With such an alarming loss of form comes disquiet which has turned very quickly to something approaching panic. Lambert’s team is a very young one, many have suggested. Where are the calm heads of experience that can navigate the choppy waters ahead? With the January transfer window about to open, is there any truth in the suggestion that Lambert might already have decided which reinforcements he is looking to bring in over the next four and a half weeks? Aston Villa supporters have many questions to ask of their new manager at the moment, but he isn’t the only person whose actions have started to come under the microscope over the last few weeks and months. The whole management of the club, from owner Randy Lerner down, is now starting to come under pressure from an increasingly restless support.
What is clear is that Lambert’s young team is malfunctioning like almost no other in the Premier League at present. The upcoming transfer window offers an opportunity for clubs whose squads have been in need of retuning to get a fresh lick of paint, but it should also be borne in mind that wholesale changes to a the personnel of a football team’s squad in the middle of the season might even offer as many difficulties as it does resolutions. It has long been established that Randy Lerner has far from the means of the likes of Sheikh Mansour or Roman Abramovich. This means that if Aston Villa are to spend money on its team over the next month or so, this money needs to be spent carefully. The ramifications of panic buying on players leading to no improvement on the pitch scarcely merits thinking about. There is, however, some good news for Villa supporters – it can only take one or two new signings to give an entire team a new sense of purpose.
This talk, however, doesn’t even begin to touch upon the longer term issues facing the club at the moment. Aston Villa Football Club has given the impression of being somewhere between treading water and sliding slowly towards obsolescence for the last two or three years. It’s not so long ago since the club was playing European football (Villa finished in sixth place in the Premier League for three successive seasons, which is easy to forget amid the club’s current woes), but clubs the size of Villa have stumbled and failed to get back on their feet before – a quick look at the clubs of the Championship confirms that – and, in modern football, in which money rules all other considerations, there are no guarantees of perpetual Premier League for anybody any more, bar a gilded few. Clubs that might, in previous years, have been considered relegation fodder and no more – Norwich City, West Bromwich Albion and Swansea City, for example – have, through astute management, managed to perform beyond many expectations and has created a vacuum towards the bottom of the Premier League table that a stagnating Aston Villa have fallen into.
Last season, the team had just about enough about them to pull free of the relegation places, but seven wins and just thirty-seven goals from thirty-eight Premier League matches told its own story and this season has not seen a significant improvement in results on the pitch.
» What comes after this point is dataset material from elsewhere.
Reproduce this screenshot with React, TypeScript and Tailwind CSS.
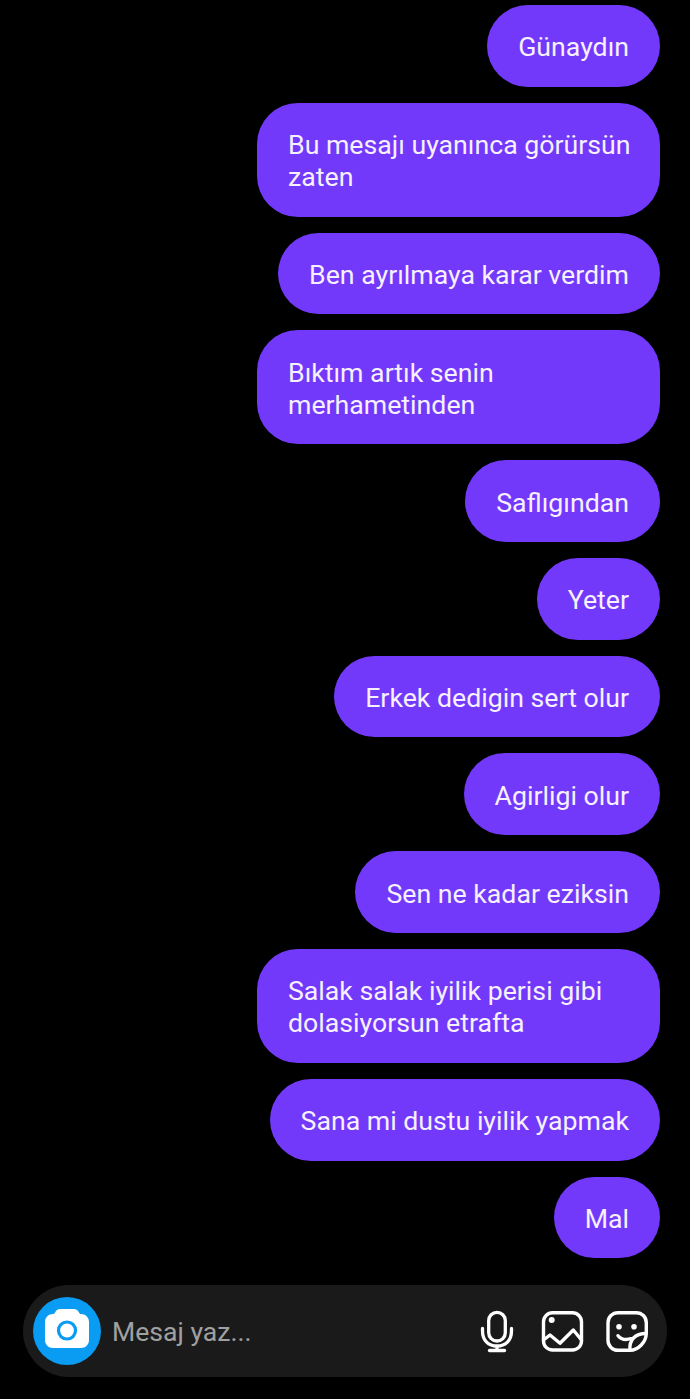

There are few that would welcome the dour, reductionist football of Alex McLeish back to Villa Park at any point in the near future, but modern football requires results, and those have been even less forthcoming under Paul Lambert than they were last season. Relegation is far from an inevitability for Villa, of course, and it would be absurd to assume otherwise. The very nature of transfer windows, however, compartmentalise the opportunities that managers have to restructure their teams and this only adds to the pressure that any struggling manager faces going into the new year. It would probably be a folly to replace Lambert at this stage – the question of who could be drafted in to replace him at short notice is not one that is easy to answer – but the pressure that is building upon him may well have an effect upon a relatively inexperienced squad. It is precisely this sort of ever decreasing circle which has led the club to the position in which it finds itself today.
The new television contract which kicks in this summer will increase revenues from this particular stream by 71% from next season on, and it is this reality which makes Aston Villa’s survival in the Premier League at this season an imperative. The cost of failure would be very real, not only for Paul Lambert, but also for Randy Lerner and for Aston Villa FC in a broader sense. In this year, which marked the thirtieth anniversary of the year during which it became the champion of the whole of Europe, there is a certain grim irony to the fact that this club, one of the twelve founder members of the Football League in 1888, should be spending the end of the festive season wondering which division they might be ending next year in. Lambert and Lerner have just a few weeks to stabilise this listing ship.